The plaintiffs also argue they provided notice to Ford when they took their RV for service at a Ford dealership. But the text of the Illinois statute requires a buyer to give notice to a “seller.”

“[T]he buyer must within a reasonable time after he discovers or should have discovered any breach notify the seller of breach or be barred from any remedy.” — Judge Seeger

According to the judge, the word “seller” sounds like it refers to the entity that did the selling, and if that’s what the statute meant, then the claim would be “sunk from the get-go.” The Gurrolas bought the vehicle from an RV dealer, not the Ford dealership.

“But that’s not what ‘seller’ means. The Illinois Supreme Court has interpreted that word to mean something different than common parlance. The ‘seller’ is the entity that gives the warranty.” — Judge Seeger

Without giving pre-lawsuit notice to Ford Motor Company specifically about the plaintiffs and their problem, the plaintiffs have no breach of warranty claims.

The judge went on to dismiss a federal Magnuson-Moss Warranty Act claim because dismissal of the state-law warranty claims requires the dismissal of the federal claim.

And finally, the judge dismissed a claim for violating the Illinois Consumer Fraud and Deceptive Business Practice Act that prohibits engaging in “unfair or deceptive acts or practices.”

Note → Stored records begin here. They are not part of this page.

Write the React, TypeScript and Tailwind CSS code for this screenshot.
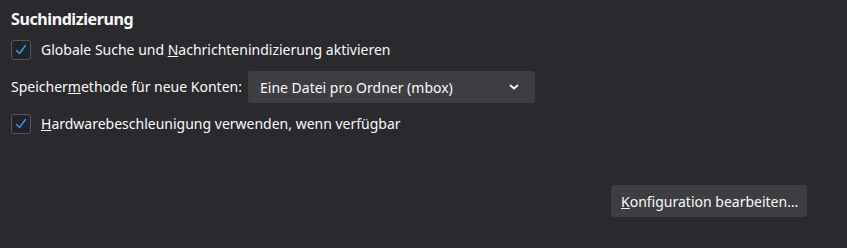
import React from 'react';

const Check = () => (
  <span className="flex h-[20px] w-[20px] shrink-0 items-center justify-center rounded-[3px] border border-[#56565b] bg-[#232327]">
    <svg width="14" height="14" viewBox="0 0 14 14" fill="none">
      <path d="M2.5 7.5 L5.5 10.5 L11.5 2.5" stroke="#2a9bf0" strokeWidth="1.5" strokeLinecap="round" strokeLinejoin="round" />
    </svg>
  </span>
);

const App = () => {
  return (
    <div
      className="h-[248px] w-[847px] overflow-hidden whitespace-nowrap bg-[#2a2a2e] text-[14px] text-[#f9f9fa]"
      style={{ fontFamily: '"Noto Sans", "Open Sans", sans-serif' }}
    >
      <div className="flex flex-col pl-[11px] pt-[8px]">
        <h1 className="h-[22px] text-[16px] font-bold leading-[22px] tracking-[-0.4px]">Suchindizierung</h1>
        <div className="mt-[10px] flex h-[20px] items-center gap-[10px]">
          <Check />
          <span className="leading-[20px]">
            Globale Suche und <u>N</u>achrichtenindizierung aktivieren
          </span>
        </div>
        <div className="mt-[11px] flex h-[32px] items-center">
          <span className="w-[237px] leading-[20px]">
            Speicher<u>m</u>ethode für neue Konten:
          </span>
          <div className="flex h-[32px] w-[287px] items-center justify-between rounded-[3px] bg-[#3d3d42] pl-[12px] pr-[16px]">
            <span>Eine Datei pro Ordner (mbox)</span>
            <svg width="10" height="8" viewBox="0 0 10 8" fill="none">
              <path d="M1.5 2.5 L5 5.5 L8.5 2.5" stroke="#f9f9fa" strokeWidth="1.8" strokeLinecap="round" strokeLinejoin="round" />
            </svg>
          </div>
        </div>
        <div className="mt-[11px] flex h-[20px] items-center gap-[10px]">
          <Check />
          <span className="leading-[20px]">
            <u>H</u>ardwarebeschleunigung verwenden, wenn verfügbar
          </span>
        </div>
        <div className="mt-[51px] flex justify-end pr-[40px]">
          <button className="flex h-[32px] w-[196px] items-center rounded-[3px] bg-[#3d3d42] px-[10px]">
            <span>
              <u>K</u>onfiguration bearbeiten…
            </span>
          </button>
        </div>
      </div>
    </div>
  );
};

export default App;
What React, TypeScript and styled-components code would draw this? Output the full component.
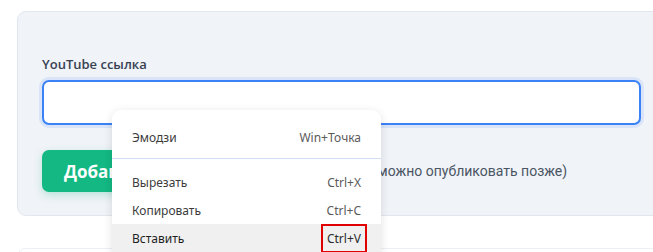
import React from 'react';
import styled, {createGlobalStyle} from 'styled-components';

const GlobalStyle = createGlobalStyle`
  html, body {
    margin: 0;
    padding: 0;
    background: #ffffff;
    overflow: hidden;
  }
  body {
    font-family: "Noto Sans", "Open Sans", sans-serif;
  }
`;

const Page = styled.div`
  position: relative;
  width: 653px;
  height: 252px;
  padding: 11px 0 0 17px;
  box-sizing: border-box;
  overflow: hidden;
`;

const Panel = styled.div`
  width: 650px;
  box-sizing: border-box;
  padding: 43px 25px 23px 24px;
  background: #f0f3f8;
  border: 1px solid #e2e7ef;
  border-radius: 9px;
`;

const Label = styled.label`
  display: block;
  font-family: "Open Sans", sans-serif;
  font-size: 13px;
  line-height: 18px;
  font-weight: 600;
  color: #374151;
  margin-bottom: 7px;
`;

const Input = styled.input`
  display: block;
  width: 100%;
  height: 45px;
  box-sizing: border-box;
  border: 2px solid #3b82f6;
  border-radius: 7px;
  background: #ffffff;
  box-shadow: 0 0 0 3px rgba(59, 130, 246, 0.13);
  outline: none;
`;

const Actions = styled.div`
  display: flex;
  align-items: center;
  gap: 16px;
  margin-top: 25px;
`;

const AddButton = styled.button`
  height: 42px;
  padding: 0 102px 0 22px;
  border: none;
  border-radius: 7px;
  background: #13b882;
  color: #ffffff;
  font-family: "Open Sans", sans-serif;
  font-size: 17px;
  font-weight: 700;
  box-shadow: 0 3px 8px rgba(16, 185, 129, 0.25);
`;

const Hint = styled.span`
  font-family: Roboto, "Noto Sans", sans-serif;
  font-size: 14px;
  color: #4b5563;
`;

const NextCard = styled.div`
  margin-top: 32px;
  width: 650px;
  height: 20px;
  border: 1px solid #eceff3;
  border-radius: 9px;
  background: #ffffff;
`;

const Menu = styled.div`
  position: absolute;
  left: 112px;
  top: 110px;
  width: 269px;
  padding-top: 12px;
  padding-bottom: 6px;
  background: #ffffff;
  border-radius: 9px;
  box-shadow: 0 2px 10px rgba(0, 0, 0, 0.12);
  font-family: "Noto Sans", sans-serif;
  font-size: 12px;
`;

const MenuItem = styled.div<{ $active?: boolean; $tall?: boolean }>`
  display: flex;
  justify-content: space-between;
  align-items: center;
  height: ${p => (p.$tall ? 30 : 28)}px;
  padding: 0 20px;
  color: ${p => (p.$active ? '#1f1f1f' : '#3c3c3c')};
  background: ${p => (p.$active ? '#f0f0f0' : 'transparent')};
`;

const Shortcut = styled.span<{ $marked?: boolean }>`
  color: #5a5a5a;
  ${p =>
    p.$marked &&
    `
    outline: 2px solid #e00000;
    outline-offset: 4px;
    color: #2a2a2a;
  `}
`;

const Separator = styled.div`
  height: 1px;
  background: #cfe0f6;
  margin: 6px 0 9px;
`;

const App = () => (
  <Page>
    <GlobalStyle />
    <Panel>
      <Label>YouTube ссылка</Label>
      <Input type="text" />
      <Actions>
        <AddButton>Добавить видео</AddButton>
        <Hint>(Видео можно опубликовать позже)</Hint>
      </Actions>
    </Panel>
    <NextCard />
    <Menu>
      <MenuItem $tall>
        <span>Эмодзи</span>
        <Shortcut>Win+Точка</Shortcut>
      </MenuItem>
      <Separator />
      <MenuItem>
        <span>Вырезать</span>
        <Shortcut>Ctrl+X</Shortcut>
      </MenuItem>
      <MenuItem>
        <span>Копировать</span>
        <Shortcut>Ctrl+C</Shortcut>
      </MenuItem>
      <MenuItem $active>
        <span>Вставить</span>
        <Shortcut $marked>Ctrl+V</Shortcut>
      </MenuItem>
    </Menu>
  </Page>
);

export default App;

According to Judge Seeger:

A claim under the ICFA requires a plaintiff to show “(1) a deceptive act or practice by the defendant; (2) the defendant intended that the plaintiff rely on the deception; (3) the deceptive act occurred in a course of conduct involving trade or commerce; and (4) actual damages to the plaintiff; (5) proximately caused by the deceptive act.”

However, the judge dismissed the claim because he found the Ford Cutaway class action lawsuit did not allege a deceptive act or practice, and the lawsuit “does not allege proximate causation, either.”

The Ford cutaway class action lawsuit was filed in the U.S. District Court for the Northern District of Illinois (Eastern Division): Ricardo and Marleinet Gurrola v. Ford Motor Company.

The plaintiffs are represented by Wexler Boley & Elgersma LLP.